On third interlayer insulating layer 16, there are formed interconnection layers 17 made of material including aluminum or the like. As shown in FIG. 43, interconnection layer 17 may be formed on stepped portion 20. In this case, contact hole 18 which extends through first, second and third interlayer insulating layers 8, 11 and 16 to n-type impurity diffusion layer 6d is formed at the peripheral circuitry near the memory cell array, and a plug electrode 19 made of, e.g., tungsten is formed in contact hole 18. Plug electrode 19 electrically connects interconnection layer 17 formed on stepped portion 20 to n-type impurity diffusion layer 6d.
However, the conventional DRAM described above has the following problems, which will be described below with reference to FIGS. 43 and 44. FIG. 44 is a cross section showing, on an enlarged scale, the peripheral circuitry and the memory cell array in FIG. 43.
As shown in FIG. 43, the memory cell array is provided with capacitor 12, bit line 10 and gate electrode 4 of switch MOS transistor 5. Meanwhile, these are not formed in the peripheral circuitry.
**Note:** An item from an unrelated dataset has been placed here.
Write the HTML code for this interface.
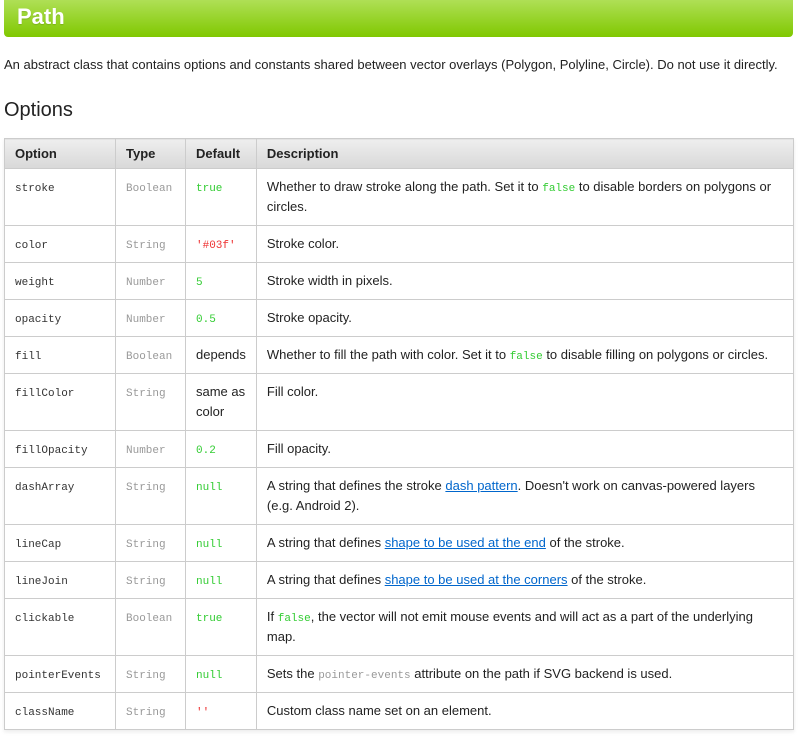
<!DOCTYPE html>
<html><head><meta charset="utf-8"><style>
body{margin:0;background:#fff;font-family:"Liberation Sans",sans-serif;color:#222;font-size:13px;}
.banner{position:absolute;left:4px;top:-4px;width:789px;height:41px;border-radius:4px;background:linear-gradient(#b4e25f,#80c800);}
.banner span{position:absolute;left:13px;top:8px;color:#fff;font-weight:bold;font-size:22px;text-shadow:0 1px 1px rgba(0,0,0,.15);}
p.d{position:absolute;left:4px;top:57px;margin:0;font-size:13px;}
h2{position:absolute;left:4px;top:99px;margin:0;font-weight:normal;font-size:20px;}
table{position:absolute;left:4px;top:138px;width:790px;border-collapse:collapse;box-shadow:0 2px 4px rgba(0,0,0,.08);}
td,th{border:1px solid #ccc;padding:8px 10px 8px;line-height:20px;vertical-align:top;text-align:left;}
th{background:linear-gradient(#eee,#d8d8d8);font-weight:bold;padding:5px 10px 4px;}
code{font-family:"Liberation Mono","Courier New",monospace;font-size:11px;line-height:1;}
td:nth-child(1) code{color:#333}
td:nth-child(2) code{color:#999}
.g{color:#3c3}
.r{color:#e33}
.gr{color:#999}
a{color:#0066cc;}
</style></head><body>
<div class="banner"><span>Path</span></div>
<p class="d">An abstract class that contains options and constants shared between vector overlays (Polygon, Polyline, Circle). Do not use it directly.</p>
<h2>Options</h2>
<table>
<tr><th style="width:90px">Option</th><th style="width:49px">Type</th><th style="width:49px">Default</th><th>Description</th></tr>
<tr><td><code>stroke</code></td><td><code>Boolean</code></td><td><code class="g">true</code></td><td>Whether to draw stroke along the path. Set it to <code class="g">false</code> to disable borders on polygons or circles.</td></tr>
<tr><td><code>color</code></td><td><code>String</code></td><td><code class="r">'#03f'</code></td><td>Stroke color.</td></tr>
<tr><td><code>weight</code></td><td><code>Number</code></td><td><code class="g">5</code></td><td>Stroke width in pixels.</td></tr>
<tr><td><code>opacity</code></td><td><code>Number</code></td><td><code class="g">0.5</code></td><td>Stroke opacity.</td></tr>
<tr><td><code>fill</code></td><td><code>Boolean</code></td><td>depends</td><td>Whether to fill the path with color. Set it to <code class="g">false</code> to disable filling on polygons or circles.</td></tr>
<tr><td><code>fillColor</code></td><td><code>String</code></td><td>same as color</td><td>Fill color.</td></tr>
<tr><td><code>fillOpacity</code></td><td><code>Number</code></td><td><code class="g">0.2</code></td><td>Fill opacity.</td></tr>
<tr><td><code>dashArray</code></td><td><code>String</code></td><td><code class="g">null</code></td><td>A string that defines the stroke <a href="#">dash pattern</a>. Doesn't work on canvas-powered layers (e.g. Android 2).</td></tr>
<tr><td><code>lineCap</code></td><td><code>String</code></td><td><code class="g">null</code></td><td>A string that defines <a href="#">shape to be used at the end</a> of the stroke.</td></tr>
<tr><td><code>lineJoin</code></td><td><code>String</code></td><td><code class="g">null</code></td><td>A string that defines <a href="#">shape to be used at the corners</a> of the stroke.</td></tr>
<tr><td><code>clickable</code></td><td><code>Boolean</code></td><td><code class="g">true</code></td><td>If <code class="g">false</code>, the vector will not emit mouse events and will act as a part of the underlying map.</td></tr>
<tr><td><code>pointerEvents</code></td><td><code>String</code></td><td><code class="g">null</code></td><td>Sets the <code class="gr">pointer-events</code> attribute on the path if SVG backend is used.</td></tr>
<tr><td><code>className</code></td><td><code>String</code></td><td><code class="r">''</code></td><td>Custom class name set on an element.</td></tr>
</table>
</body></html>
As a result, stepped portion 20 having a large level difference H is formed at the boundary between the memory cell array and the peripheral circuitry as shown in FIG. 44. This reduces a focus margin in an exposure process for patterning which will be performed for forming interconnection layers 17, when interconnection layer 17 is to be formed on the stepped portion 20. This presents difficulty in formation of interconnection layers 17. Further, the large level difference H is liable to cause failure in patterning of interconnection layers 17. Therefore, problems such as breakage of interconnection layer 17 and/or short-circuit between adjacent interconnection layers 17 are liable to occur.
Further, if contact hole 18 is formed at stepped portion 20 having the large level difference H as described above, contact hole 18 has a depth D considerably larger than that of other contact holes, i.e., contact holes formed inside the peripheral circuitry. This results in deviation of the depth of contact holes in the peripheral circuitry. This presents difficulty in formation of the contact holes in the peripheral circuitry. Further, due to the large depth D of contact hole 18, a void is liable to generate at plug electrode 19, which is formed in contact hole 18. This reduces reliability of the interconnection layers.